Intro to Elasticsearch, December 4-5, 2017

Days: December 4-5, 2017

Time: 9:00 AM to 1:00 PM EDT each day

Cost: $800 per participant

Overview

Comprehensive 2-day sessions (two 4-hour sessions), this Elasticsearch online class is taught by Radu Gheorghe, a seasoned Elasticsearch instructor, and consultant from Sematext, author of “Elasticsearch in Action”, and frequent conference speaker. The training is held online from 9:00 am – 1:00 pm (ET).
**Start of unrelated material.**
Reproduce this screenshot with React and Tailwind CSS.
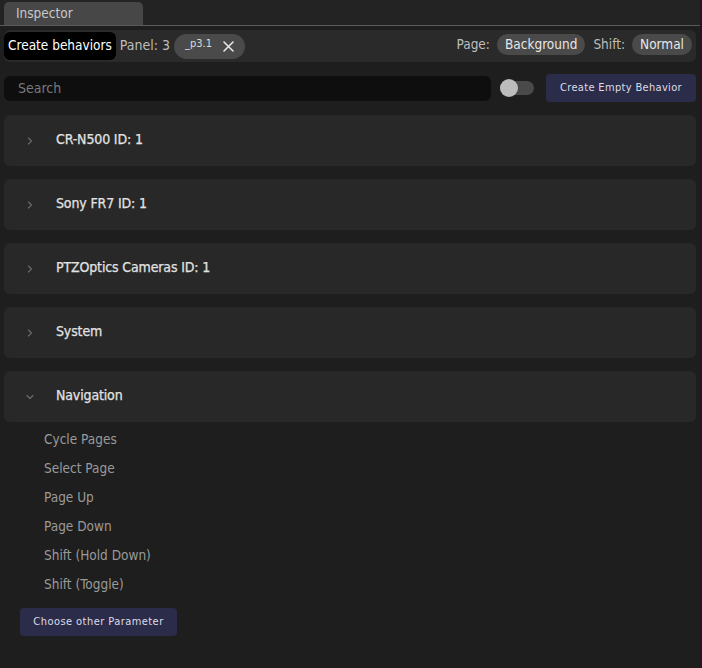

After taking this course you will:
  • understand all core Elasticsearch concepts – data, master, and client nodes and their differences, sharding, replication, mapping, search relevance scores, etc.
  • be able to index data into Elasticsearch and retrieve it using search and realtime get APIs
  • have a solid grasp of the underlying query parsing, analysis, tokenization, and various types of queries.
  • learn about a number of different types of Elasticsearch aggregations
Each section is followed by a lab with multiple hands-on exercises. See course outline below for more.

Who Should Attend

This Elasticsearch online course is designed for technical attendees with any knowledge level. No prior Elasticsearch experience or knowledge is required. Experience with Linux systems is not a must, but basic familiarity with running shell commands (e.g., using curl command) will make the course more enjoyable.

Prerequisites

None, just desire to learn!

Why Attend

The virtual Elasticsearch training gives you and your team the skills needed to successfully use Elasticsearch capabilities by improving your workflow and increasing efficiency.  Further benefits:
  • a customized learning experience
  • same high-quality instruction as our public or private Elasticsearch classes
  • more affordable than public training
  • more flexible – no need to travel

Things to Remember

For the online training all participants must use their own computer with OSX, Linux, or Windows, with the latest version of Java installed.  Participants should be comfortable using a terminal / command line. Sematext provides:
  • a digital copy of the training material
  • a VM with all configs, scripts, exercises, etc.

Course Outline

Modules

  1. Basic flow of data in Elasticsearch
    • what is Elasticsearch and typical use-cases
    • shards and replicas; packaging
    • installation; configuration files
    • indexing; what is an index, type and ID
    • mappings; stored and indexed fields; _source and _all
    • analysis basics
    • realtime get
    • search; how searches are distributed to shards
    • ranking by TF/IDF and BM25
    • aggregations and doc values introduction
    • updates; versioning
    • deletes; introduction to Lucene segment merges
    • Lab
      • CRUD operations
      • query and filter
      • pagination
  2. Controlling how data is indexed and stored
    • mappings and mapping types
    • multi-field definitions
    • default mappings; dynamic mappings
    • texts, keywords, integers and other core types
    • date formats
    • predefined fields; when to store fields separately vs using _source
    • analyzers; using the Analyze API
    • char filters
    • tokenizers: standard vs whitespace
    • token filters: lowercase, stopwords, synonyms, ngrams and shingles
    • Lab
      • exact match vs full-text search
      • using the asciifolding token filter for better internationalization
      • using language analyzers to support stemming
  3. Searching through your data
    • selecting fields, source filtering and fielddata fields
    • sorting and pagination
    • search basics: term, range and bool queries
    • enable caching through the filter context
    • match query: configuring the analyzer, operator, common terms and fuzziness
    • query string and simple query string queries
    • Lab
      • using various ways of selecting fields
      • configure sorting and pagination
      • using a bool query to combine different match, range and term queries
      • boosting exact matches above stemmed ones
  4. Aggregations
    • relationships between queries and aggregations; post filter, global aggregations
    • general optimizations: avoid script fields, set result size to 0 to cache
    • metrics aggregations: stats, cardinality, percentiles
    • why terms, cardinality and percentiles are approximate
    • multi-bucket aggregations: terms, ranges and histograms
    • single-bucket aggregations and nesting; how nesting works
    • Lab
      • configure sizes of results, per-shard and overall buckets
      • computing the cardinality of a field
      • sorting buckets by results of sub-aggregations
      • optimizing terms queries by configuring collect mode
      • nest the sum and histogram aggregations